桂旅館という大きなアパート風の宿、中には職人さんたちがびっしりで、朝から大きな食堂で自分でご飯をよそって食べる。オカズが満載の上に、自家製のお米が食べ放題だそうで、朝から満腹になる。北関東〜東北にはこのような職人さんご用達の宿が多い。私も若い頃、肉体労働のアルバイトで渡り歩いていたとき世話になったものだ。
車で現場まで移動しながら街並みを観察する。仙台は思い出の地だ。高校時代、最初に東北の渓流のキャンプ旅をしたときの拠点が仙台だった。自然度の高い山や渓流が見たくて、故郷の水戸から脱出する思いで私は東北の大学だけを選んで受験した。仙台にも候補地があった。あれから40年。当時に比べればコンクリート構造物が激増している。しかし朝の清らかな空気と光は東北特有のものだ。
現場に着くと、昨日の工程会議に出ていた親方たちの顔が見える。このような大掛かりな現場では、各作業が分担されて職人さんたちが入り乱れている。工程を読み込んで段取りをしっかりしておかないと、ミスによるずれ込みが大きくなる。

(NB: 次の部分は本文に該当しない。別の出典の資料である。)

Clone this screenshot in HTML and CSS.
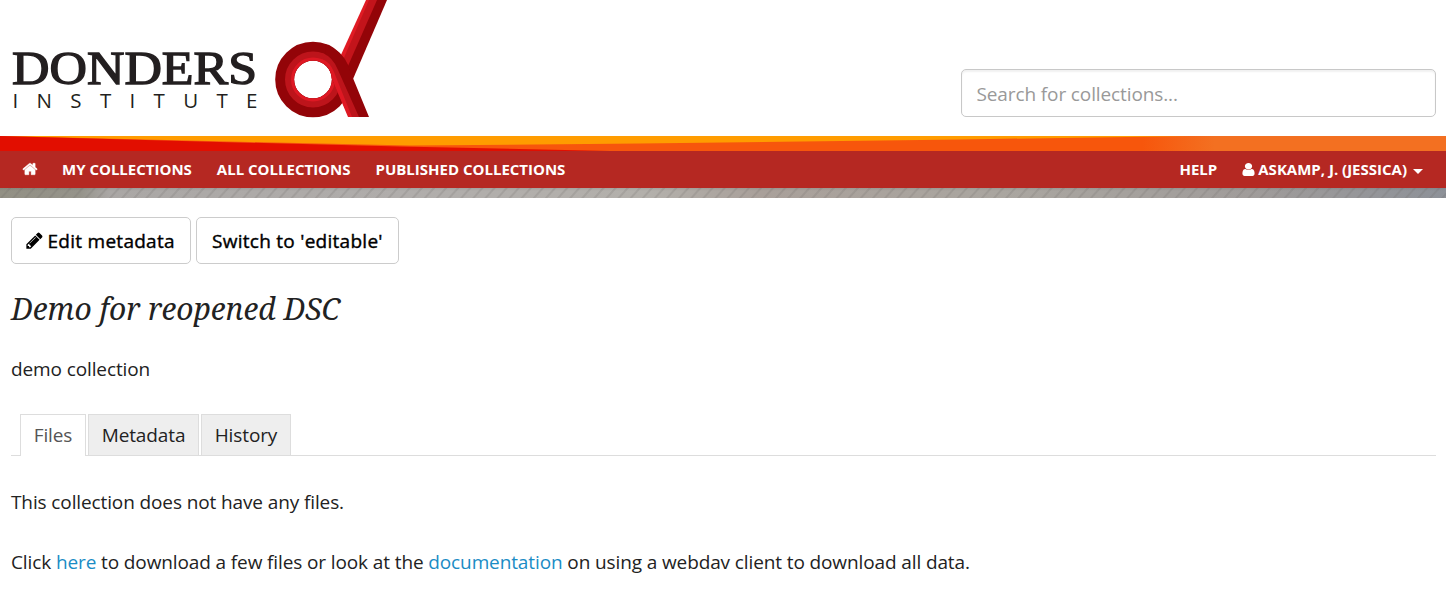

長くかかる工事の全体の進行に合わせて、矢野さんたちはピンポイントでこの現場に入っているようだった。
結局、測量のレベルの杭に合わせて傾斜を取り直し、もう一度丁張りの基準面を取り直す。
それに合わせて一度貼った芝を剥がさねばならない。
ブレーカーによる斜面の掘削。
残土の処理。
必要に応じて、矢野さんも重機から降りて三つグワを振るう。
周囲の宅地に住んでいる住民にとっては、島のように残された雑木林が工事業者によって破壊されている・・・そんな印象を受けているのかもしれない。
建物の設計は周囲に調和した、美しく完成度の高いものだった。矢野さんの手法で植物と樹木がセットされた姿が、その昇華が楽しみである。
私は午前中で取材を切り上げて東京へ。駅まで2kmの道を歩いてみることにした。街路樹に遠く奥羽山脈からの「気」が流れている。
コンクリートの擁壁と落ち葉。地下水の染み出し。
「杜の都」と呼ばれる通り、仙台は起伏に富んだ丘陵地が多く、街路樹が整備されている。起伏が多いということは、道路や宅地造成の整備で必然的に大きな切土・盛り土が出る。そのことごとくがコンクリートで固められているようだった。311震災の復興が、それを加速させたこともあるだろう。
街路樹や残された緑を眺めれば、自然度が激減している様子が手に取るように解る。西日本豪雨の復興にもそれを重ね合わせて見てしまう。
高度成長時代からの詰まりがピークに達したいま、街に向き合う。「大地の再生」側にとっては、困難な法規制の中で見出される自然親和的な再生と創造を、未来に託する・表現する工事になる。この仙台での仕事は、様々な問題を突きつけるものになるだろう。